Over the next 10 years, the Beatles altered the course of rock history, growing musically from a band whose original sound came out of American blues, soul music, and British skiffle, into a group famous for ingenious songwriting, experimental music, ferocious infighting, as well as now-iconic album covers and a farewell rooftop concert.
Last fall featured a crop of books hailing the 50th anniversary of that other British band, the Rolling Stones; this fall is all about the Fab Four.

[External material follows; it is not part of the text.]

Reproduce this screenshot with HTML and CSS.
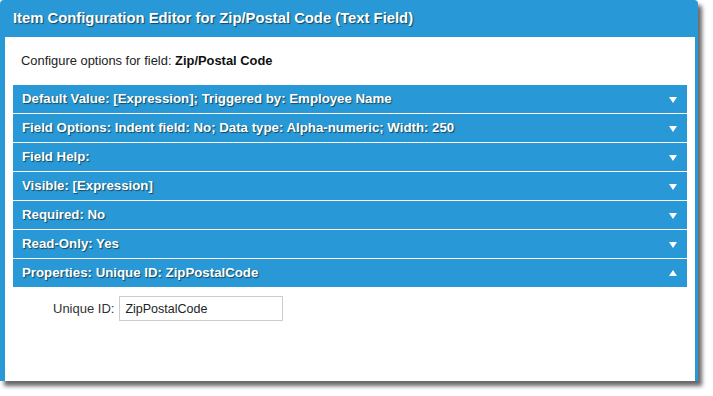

Before they arrived in America, the Beatles plunged into a rough and tumble Liverpool music scene, eventually rising to the top of the heap of talent there that also included, among others, the Hollies and the Animals. Former Beatles book manager Joe Flannery “witnessed the Beatles” rise to prominence in the early ’60s and tells about it in his warts-and-all account, Standing in the Wings: The Beatles, Brian Epstein, and Me (Nov.), according to the History Press commissioning editor, Mark Benyon.
“We’ve had great success with two Beatles books in the past [100 Beatles Songs and The Beatles Illustrated Lyrics], so we know well that books about the Beatles and their music still excite the public,” says Black Dog & Leventhal editor Dinah Dunn. With a print run of 40,000 copies, Black Dog & Leventhal has high hopes for All the Songs: The Story Behind Every Beatles Release by Philippe Margotin, Jean-Michel Guesdon, and Scott Freiman (Oct.), which dissects every album and every song ever recorded by the Beatles—from “Please Please Me” to “The Long and Winding Road.” Ten years out of print, Mark Lewisohn’s The Complete Beatles Recording Sessions: The Official Story of the Abbey Road Years 1962–1970 is being brought back by Sterling; it is the definitive guide to the every Beatles recording session at EMI’s Abbey Road Studios (Oct.)
Lewisohn, one of the leading authorities on the Beatles, also delivers the 10-years-in-the-making first volume of his trilogy, Tune In: The Beatles—All These Years (Crown Archetype, Oct.), which draws on new interviews and never-before-seen material to look into the band’s pre-Fab years in Liverpool and Hamburg and the way that everything came together for the Beatles during that time.
Forty years after the Beatles broke up, the band continues to exert its fascination over fans, who pore over posters, photographs, and other objects, in addition to the records. Mat Snow’s beautiful four-book set, Beatles Solo: The Illustrated Chronicles of John, Paul, George, and Ringo after the Beatles (Quayside, Oct. 2), examines their individual triumphs and tragedies in a post-Beatles world. Mark Hayward’s The Beatles in America Poster Book (Sterling, Oct.) captures the band’s lasting influence on music, culture, and fashion in a collection of 20 frameable posters detailing the careers of the Beatles in the U.S., while Brian Southall’s The Beatles in 100 Objects (Sterling, Oct.) portrays the career of the Beatles and their influence through photos of the most famous objects associated with the band.
Beatles or Stones? In a groundbreaking approach to this question, John McMillian reveals in Beatles vs. Stones (S&S, Oct.) that the rivalry between the bands has long been misconstrued and is the product of savvy marketing managers.
When Penelope Rowlands reconnected with one of the screaming teenagers with whom she was photographed in a 1964 New York Times article about the Beatles’ arrival in America, she realized how deeply that experience had changed her and others. The Beatles Are Here! 50 Years After the Band Arrived in America, Writers and Other Fans Remember (Algonquin, Jan.) contains memories of those who were there, including Cyndi Lauper, Gay Talese, Lisa See, and Fran Lebowitz.
Fifty years on, the legends from Liverpool continue to get by.